The plant's ash handling contract required the landfilled ash be covered with a minimum of two feet of native soil cover at closure, and be contoured to contain a 100-year storm runoff event to prevent erosion, although the original lease had only specified covering it with six inches of native soil.[59]: p.11 [60]: p.35
Economic benefits of the plant resulted from NGS wages and site leases, as well as Kayenta Mine wages and royalties that result from NGS coal purchases, NGS being the sole source of revenue for the mine. The plant and mine annually pay out about $100 million in direct wages and $50 million in leases and royalties.
The majority owners of the NGS did not plan to keep the plant running past 2019, because natural-gas fired electricity is a cheaper nationwide trend. The Navajo Nation has petitioned the federal government to keep the plant open and preserve Navajo jobs. This would likely require relaxation of emissions standards and/or direct subsidy.[61]
NGS had 538 employees, and paid about $52 million per year in total wages.[39]: p.93
The 1,786 acres for the plant site is leased from the Navajo Nation.[60]
Rights-of-way and easements on tribal lands, permitted under a 25 U.S.C. §323 grant, include the plant site, 78 miles of railroad right-of-way covering 1,309 acres, and 96 miles of transmission line right-of-way covering 3,850 acres.[60][62][63][64][65][66]
Annual lease payments to the Navajo Nation were $608,000 as of 2012.[67][68][69]: p.22 [70]
Air permit fees paid to the Navajo Nation EPA were about $400,000 per year.[39]: p.100
Property taxes paid to the State of Arizona were about $4.8 million per year. Since 2011, payments in lieu of taxes have also been paid to the Navajo Nation at half the Arizona tax rate, or about $2.4 million per year.[71]
Plant owners and the Navajo Nation negotiated terms for a 25-year extension to the original lease that ended in December 2019. Proposed lease payments under the extended lease would increase to $9 million per year beginning in 2020. The terms also include 'Additional Payments' in lieu of taxes and other compensation, starting at $10 million per year following approval by the tribe and escalating to $34 million in 2020, although prorated if one or more units are retired or permanently de-rated.[71] Payment terms, stated in 2011 dollars, would be adjusted annually based on the consumer price index (CPI). Due to CPI adjustments, actual payments by 2020 had been projected to be around $52 million/year.[72]: p.8 As of 2013 permission to operate as a conventional coal-fired plant was anticipated until December 22, 2044.[4] Because the new lease was not approved, the station would shut down by the end of 2017 if decommissioning is to be finished by original lease end in 2019.[3]

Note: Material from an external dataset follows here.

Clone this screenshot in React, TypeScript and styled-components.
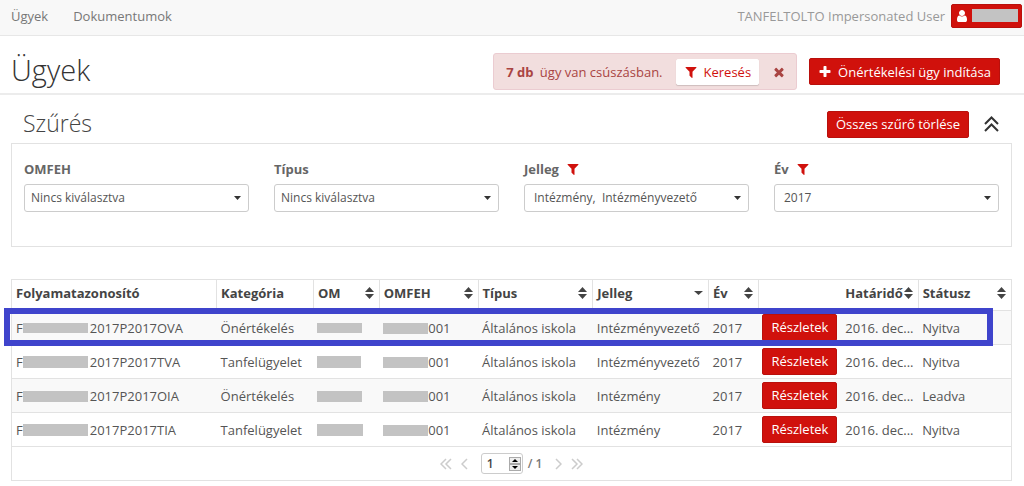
import React from "react";
import styled, { createGlobalStyle } from "styled-components";

const red = "#d0110c";
const line = "#e2e2e2";

const GlobalStyle = createGlobalStyle`
  * { box-sizing: border-box; }
  body {
    margin: 0;
    background: #fff;
    color: #555;
    font-family: "Open Sans", "Noto Sans", sans-serif;
    font-size: 13px;
    line-height: 20px;
  }
  button, input, select { font: inherit; color: inherit; }
`;

const NavBar = styled.nav`
  display: flex;
  align-items: center;
  justify-content: space-between;
  height: 36px;
  padding: 0 2px 4px 11px;
  background: #f8f8f8;
  border-bottom: 1px solid #e7e7e7;
`;

const NavGroup = styled.div<{ $gap: number }>`
  display: flex;
  align-items: center;
  gap: ${(p) => p.$gap}px;
  color: #999;
`;

const NavLink = styled.a`
  color: #777;
  text-decoration: none;
`;

const Button = styled.button`
  display: inline-flex;
  align-items: center;
  gap: 6px;
  height: 27px;
  padding: 0 8px;
  color: #fff;
  background: ${red};
  border: 1px solid #b9100c;
  border-radius: 2px;
  white-space: nowrap;
  cursor: pointer;
`;

const UserButton = styled(Button)`
  height: 24px;
  padding: 0 3px;
  gap: 3px;
`;

const PlainButton = styled(Button)`
  height: 26px;
  padding: 0 7px;
  color: ${red};
  background: #fff;
  border-color: #fff;
  box-shadow: 0 1px 1px rgba(0, 0, 0, 0.15);
`;

const IconButton = styled.button<{ $color: string }>`
  display: inline-flex;
  padding: 0;
  border: 0;
  background: none;
  color: ${(p) => p.$color};
  cursor: pointer;
`;

const PageHeader = styled.header`
  display: flex;
  align-items: center;
  justify-content: space-between;
  height: 59px;
  padding: 0 24px 0 11px;
  border-bottom: 2px solid #ececec;
`;

const Title = styled.h1`
  margin: 0;
  padding-top: 10px;
  color: #333;
  font-size: 29px;
  line-height: 40px;
  font-weight: 300;
`;

const HeaderActions = styled.div`
  display: flex;
  align-items: center;
  gap: 12px;
  padding-top: 14px;
`;

const Alert = styled.div`
  display: flex;
  align-items: center;
  height: 37px;
  padding: 0 10px 0 12px;
  gap: 13px;
  color: #a94442;
  background: #f2dede;
  border: 1px solid #ebccd1;
  border-radius: 3px;
  white-space: nowrap;

  strong { margin-right: 3px; }
`;

const Content = styled.main`
  padding: 0 12px 0 11px;
`;

const FilterHead = styled.div`
  display: flex;
  align-items: center;
  justify-content: space-between;
  height: 48px;
  padding: 10px 13px 0 12px;
`;

const SubTitle = styled.h2`
  margin: 0;
  padding-bottom: 2px;
  color: #444;
  font-size: 23px;
  line-height: 30px;
  font-weight: 300;
`;

const FilterActions = styled.div`
  display: flex;
  align-items: center;
  gap: 15px;
`;

const FilterPanel = styled.section`
  display: grid;
  grid-template-columns: repeat(4, 1fr);
  gap: 25px;
  padding: 15px 12px 34px;
  border: 1px solid ${line};
`;

const Field = styled.div`
  display: flex;
  flex-direction: column;
  gap: 5px;
`;

const FieldLabel = styled.label`
  display: flex;
  align-items: center;
  gap: 7px;
  color: #666;
  font-weight: 700;
`;

const SelectBox = styled.div`
  display: grid;
  align-items: center;

  > * { grid-area: 1 / 1; }
  > svg { justify-self: end; margin-right: 8px; pointer-events: none; }
`;

const Select = styled.select<{ $inset: number }>`
  appearance: none;
  width: 100%;
  height: 28px;
  padding: 0 24px 0 ${(p) => p.$inset}px;
  background: #fff;
  border: 1px solid #ccc;
  border-radius: 3px;
  font-size: 12px;
  white-space: pre;
`;

const TableFrame = styled.section`
  position: relative;
  margin-top: 32px;
  border: 1px solid ${line};
`;

const Table = styled.table`
  width: 100%;
  table-layout: fixed;
  border-collapse: collapse;
`;

const Th = styled.th<{ $divider?: boolean }>`
  height: 30px;
  padding: 0 5px 3px 4px;
  color: #444;
  text-align: left;
  border-right: ${(p) => (p.$divider ? `1px solid ${line}` : "0")};
  white-space: nowrap;
`;

const ThInner = styled.div`
  display: flex;
  align-items: center;
  justify-content: space-between;

  > svg { flex-shrink: 0; }
`;

const Tr = styled.tr`
  border-top: 1px solid ${line};
  &:nth-child(odd) { background: #f9f9f9; }
`;

const Td = styled.td`
  height: 34px;
  padding: 2px 4px 0;
  white-space: nowrap;
`;

const ActionTd = styled(Td)`
  padding-top: 0;
`;

const Cell = styled.div`
  display: flex;
  align-items: center;
`;

const Mask = styled.span<{ $w: number; $h: number; $gap?: number }>`
  width: ${(p) => p.$w}px;
  height: ${(p) => p.$h}px;
  margin-right: ${(p) => p.$gap ?? 0}px;
  background: #c3c3c3;
`;

const Pager = styled.div`
  display: flex;
  align-items: center;
  justify-content: center;
  height: 34px;
  gap: 9px;
  border-top: 1px solid ${line};
  color: #777;
  font-size: 12px;
  font-weight: 600;
`;

const PageCount = styled.div`
  display: flex;
  align-items: center;
  gap: 5px;
  margin: 0 4px;
`;

const PageBox = styled.div`
  display: flex;
  align-items: center;
  width: 42px;
  height: 21px;
  padding: 0 1px 0 5px;
  border: 1px solid #ccc;
  border-radius: 3px;
  background: #fff;
`;

const PageInput = styled.input`
  flex: 1;
  min-width: 0;
  padding: 0;
  border: 0;
  outline: 0;
  background: none;
  color: #444;
`;

const Stepper = styled.div`
  display: flex;
  flex-direction: column;
`;

const Step = styled.button`
  display: flex;
  align-items: center;
  justify-content: center;
  width: 12px;
  height: 7px;
  padding: 0;
  border: 1px solid #aaa;
  background: #eee;
`;

const Highlight = styled.div`
  position: absolute;
  top: 28px;
  left: -8px;
  right: 18px;
  height: 38px;
  border: 6px solid #3f44cc;
  pointer-events: none;
`;

const glyphs = {
  filter:
    "M1595 295q17 41-14 70l-493 493v742q0 42-39 59-13 5-25 5-27 0-45-19l-256-256q-19-19-19-45v-486l-493-493q-31-29-14-70 17-39 59-39h1280q42 0 59 39z",
  plus: "M1600 736v192q0 40-28 68t-68 28h-416v416q0 40-28 68t-68 28h-192q-40 0-68-28t-28-68v-416h-416q-40 0-68-28t-28-68v-192q0-40 28-68t68-28h416v-416q0-40 28-68t68-28h192q40 0 68 28t28 68v416h416q40 0 68 28t28 68z",
  times:
    "M1490 1322q0 40-28 68l-136 136q-28 28-68 28t-68-28l-294-294-294 294q-28 28-68 28t-68-28l-136-136q-28-28-28-68t28-68l294-294-294-294q-28-28-28-68t28-68l136-136q28-28 68-28t68 28l294 294 294-294q28-28 68-28t68 28l136 136q28 28 28 68t-28 68l-294 294 294 294q28 28 28 68z",
  user: "M1536 1399q0 109-62.5 187t-150.5 78h-854q-88 0-150.5-78t-62.5-187q0-85 8.5-160.5t31.5-152 58.5-131 94-89 134.5-34.5q131 128 313 128t313-128q76 0 134.5 34.5t94 89 58.5 131 31.5 152 8.5 160.5zm-256-887q0 159-112.5 271.5t-271.5 112.5-271.5-112.5-112.5-271.5 112.5-271.5 271.5-112.5 271.5 112.5 112.5 271.5z",
};

const Glyph = ({ name, size = 14, color = "currentColor" }: { name: keyof typeof glyphs; size?: number; color?: string }) => (
  <svg width={size} height={size} viewBox="0 0 1792 1792" fill={color} aria-hidden="true">
    <path d={glyphs[name]} />
  </svg>
);

const Caret = () => (
  <svg width="7" height="4" viewBox="0 0 7 4" fill="#333" aria-hidden="true">
    <path d="M0 0h7L3.500 4z" />
  </svg>
);

const SortIcon = ({ mode }: { mode: "both" | "down" }) => (
  <svg width="9" height="12" viewBox="0 0 9 12" fill="#444" aria-hidden="true">
    {mode === "both" && <path d="M0 5h9L4.500 0z" />}
    {mode === "both" ? <path d="M0 7h9L4.500 12z" /> : <path d="M0 4h9L4.500 8z" />}
  </svg>
);

const Chevron = ({ d, w }: { d: string; w: number }) => (
  <svg width={w} height="12" viewBox={`0 0 ${w} 12`} fill="none" stroke="#ccc" strokeWidth="1.500" aria-hidden="true">
    <path d={d} />
  </svg>
);

const filters = [
  { id: "omfeh", label: "OMFEH", value: "Nincs kiválasztva", active: false },
  { id: "tipus", label: "Típus", value: "Nincs kiválasztva", active: false },
  { id: "jelleg", label: "Jelleg", value: "Intézmény,\u00a0 Intézményvezető", active: true },
  { id: "ev", label: "Év", value: "2017", active: true },
];

type Column = { label: string; width: number; sort?: "both" | "down"; divider?: boolean };

const columns: Column[] = [
  { label: "Folyamatazonosító", width: 205, divider: true },
  { label: "Kategória", width: 97, divider: true },
  { label: "OM", width: 66, sort: "both", divider: true },
  { label: "OMFEH", width: 99, sort: "both", divider: true },
  { label: "Típus", width: 115, sort: "both", divider: true },
  { label: "Jelleg", width: 116, sort: "down", divider: true },
  { label: "Év", width: 50, sort: "both", divider: true },
  { label: "", width: 83 },
  { label: "Határidő", width: 77, sort: "both", divider: true },
  { label: "Státusz", width: 93, sort: "both" },
];

const totalWidth = columns.reduce((sum, c) => sum + c.width, 0);

const rows = [
  { code: "2017P2017OVA", category: "Önértékelés", kind: "Intézményvezető", status: "Nyitva", idMask: 65, omMask: 45, h: 10 },
  { code: "2017P2017TVA", category: "Tanfelügyelet", kind: "Intézményvezető", status: "Nyitva", idMask: 65, omMask: 44, h: 12 },
  { code: "2017P2017OIA", category: "Önértékelés", kind: "Intézmény", status: "Leadva", idMask: 65, omMask: 45, h: 11 },
  { code: "2017P2017TIA", category: "Tanfelügyelet", kind: "Intézmény", status: "Nyitva", idMask: 65, omMask: 46, h: 12 },
];

export default function App() {
  return (
    <>
      <GlobalStyle />
      <NavBar>
        <NavGroup $gap={25}>
          <NavLink href="#ugyek">Ügyek</NavLink>
          <NavLink href="#dokumentumok">Dokumentumok</NavLink>
        </NavGroup>
        <NavGroup $gap={6}>
          <span>TANFELTOLTO Impersonated User</span>
          <UserButton type="button" aria-label="Felhasználó">
            <Glyph name="user" />
            <Mask $w={46} $h={13} />
          </UserButton>
        </NavGroup>
      </NavBar>

      <PageHeader>
        <Title>Ügyek</Title>
        <HeaderActions>
          <Alert role="alert">
            <span>
              <strong>7 db</strong> ügy van csúszásban.
            </span>
            <PlainButton type="button">
              <Glyph name="filter" />
              Keresés
            </PlainButton>
            <IconButton type="button" $color="#a94442" aria-label="Bezárás">
              <Glyph name="times" />
            </IconButton>
          </Alert>
          <Button type="button">
            <Glyph name="plus" />
            Önértékelési ügy indítása
          </Button>
        </HeaderActions>
      </PageHeader>

      <Content>
        <FilterHead>
          <SubTitle>Szűrés</SubTitle>
          <FilterActions>
            <Button type="button">Összes szűrő törlése</Button>
            <IconButton type="button" $color="#333" aria-label="Összecsukás">
              <svg width="15" height="16" viewBox="0 0 15 16" fill="none" stroke="currentColor" strokeWidth="2">
                <path d="M1 8l6.500-6.500L14 8M1 15l6.500-6.500L14 15" />
              </svg>
            </IconButton>
          </FilterActions>
        </FilterHead>

        <FilterPanel>
          {filters.map((f) => (
            <Field key={f.id}>
              <FieldLabel htmlFor={f.id}>
                {f.label}
                {f.active && <Glyph name="filter" color={red} />}
              </FieldLabel>
              <SelectBox>
                <Select id={f.id} $inset={f.active ? 9 : 6}>
                  <option>{f.value}</option>
                </Select>
                <Caret />
              </SelectBox>
            </Field>
          ))}
        </FilterPanel>

        <TableFrame>
          <Table>
            <colgroup>
              {columns.map((c, i) => (
                <col key={i} style={{ width: `${(c.width / totalWidth) * 100}%` }} />
              ))}
            </colgroup>
            <thead>
              <tr>
                {columns.map((c, i) => (
                  <Th key={i} $divider={c.divider}>
                    <ThInner>
                      {c.label}
                      {c.sort && <SortIcon mode={c.sort} />}
                    </ThInner>
                  </Th>
                ))}
              </tr>
            </thead>
            <tbody>
              {rows.map((r) => (
                <Tr key={r.code}>
                  <Td>
                    <Cell>
                      F
                      <Mask $w={r.idMask} $h={r.h} $gap={2} />
                      {r.code}
                    </Cell>
                  </Td>
                  <Td>{r.category}</Td>
                  <Td>
                    <Cell>
                      <Mask $w={r.omMask} $h={r.h} />
                    </Cell>
                  </Td>
                  <Td>
                    <Cell>
                      <Mask $w={45} $h={11} />
                      001
                    </Cell>
                  </Td>
                  <Td>Általános iskola</Td>
                  <Td>{r.kind}</Td>
                  <Td>2017</Td>
                  <ActionTd>
                    <Cell>
                      <Button type="button">Részletek</Button>
                    </Cell>
                  </ActionTd>
                  <Td>2016. dec...</Td>
                  <Td>{r.status}</Td>
                </Tr>
              ))}
            </tbody>
          </Table>
          <Pager>
            <IconButton type="button" $color="#ccc" aria-label="Első oldal">
              <Chevron w={12} d="M6 1L1 6l5 5M11 1L6 6l5 5" />
            </IconButton>
            <IconButton type="button" $color="#ccc" aria-label="Előző oldal">
              <Chevron w={7} d="M6 1L1 6l5 5" />
            </IconButton>
            <PageCount>
              <PageBox>
                <PageInput aria-label="Oldal" defaultValue="1" inputMode="numeric" />
                <Stepper>
                  <Step type="button" aria-label="Növelés">
                    <svg width="6" height="3" viewBox="0 0 6 3" fill="#000"><path d="M0 3h6L3 0z" /></svg>
                  </Step>
                  <Step type="button" aria-label="Csökkentés">
                    <svg width="6" height="3" viewBox="0 0 6 3" fill="#000"><path d="M0 0h6L3 3z" /></svg>
                  </Step>
                </Stepper>
              </PageBox>
              <span>/ 1</span>
            </PageCount>
            <IconButton type="button" $color="#ccc" aria-label="Következő oldal">
              <Chevron w={7} d="M1 1l5 5-5 5" />
            </IconButton>
            <IconButton type="button" $color="#ccc" aria-label="Utolsó oldal">
              <Chevron w={12} d="M1 1l5 5-5 5M6 1l5 5-5 5" />
            </IconButton>
          </Pager>
          <Highlight />
        </TableFrame>
      </Content>
    </>
  );
}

The Kayenta mine has 430 employees, and pays about $47 million per year in total wages.
Coal royalties are paid at 12.5% of gross proceeds, as on federal BLM lands.[73] The royalties and other mine payments amount to about $50 million per year, $37 million paid to the Navajo Nation and $13 million to the Hopi tribe.[39]: p.V, 95
NGS and Kayenta Mine payments in 2012 accounted for about a quarter of the Navajo Nation's revenues, and 65% of the Hopi Tribe's revenues.[74]: p.6 [75]: p.24 Native American tribal members, mainly Navajo, make up 83% of plant employees and 93% of mine employees, resulting in about 850 direct tribal positions.[39]: p.93
Indirectly, plant and mine operations support the equivalent of about 1,600 full-time positions.[39]: p.IV, 106 With increased lease and royalty payments, by 2020 the plant and mine had been expected to generate more than 2,100 indirect jobs for the Navajo Nation alone, if all three units continued running.[72]: p.1
The cumulative economic impact on the state of Arizona as a whole for the time period 2011–2044 was expected to be $20 billion in gross state product, or about $330 million per year in disposable income and $20 million per year in state tax revenues, also assuming all three units continued running.[76]: p.23
Regional effects of installing SCR and baghouses would include increasing CAP water rates by as much as 32% for agricultural users and Indian tribes. If the plant were to shut down, those rates were expected to increase as much as 66%.[39]: p.V, 68
In 2012, NGS and the Navajo Tribal Utility Authority (NTUA) formed a partnership to extend electrical power to 62 homes in the area surrounding the nearby community of LeChee. Since NGS participants have no jurisdiction for supplying electricity on the reservation (that authority belonging solely to the NTUA), NGS and the NTUA would jointly fund the project, and the NTUA would build it.[77]
Water used by the plant is supplied from Arizona's annual allocation of 50,000 acre-feet of upper basin Colorado River water through Water Service Contract No. 14-06-400-5003 with the U.S. Bureau of Reclamation and Arizona Department of Water Resources permit A-3224.[59]: p.3 [78]
Water payment rate had been $7 an acre-foot, resulting in payments to the U.S. of about $180,000 per year.[79]: p.7 Payments were set to increase to $90 an acre-foot in 2014, or about $2.4 million per year. By comparison, water rates and leases in the Four Corners region are typically $40 to $155 per acre-foot.[80][81][82][83]
Navajo Generating Station's production is as follows.[84]
Year | GW·h |
---|---|
2011 | 16,952 |
2012 | 15,888 |
2013 | 17,132 |
2014 | 17,297 |
2015 | 13,573 |
2016 | 12,059 |
2017 | 13,781 |
2018 | 13,017 |
Navajo Generating Station featured extensively in one of the sequences in the 1982 film Koyaanisqatsi.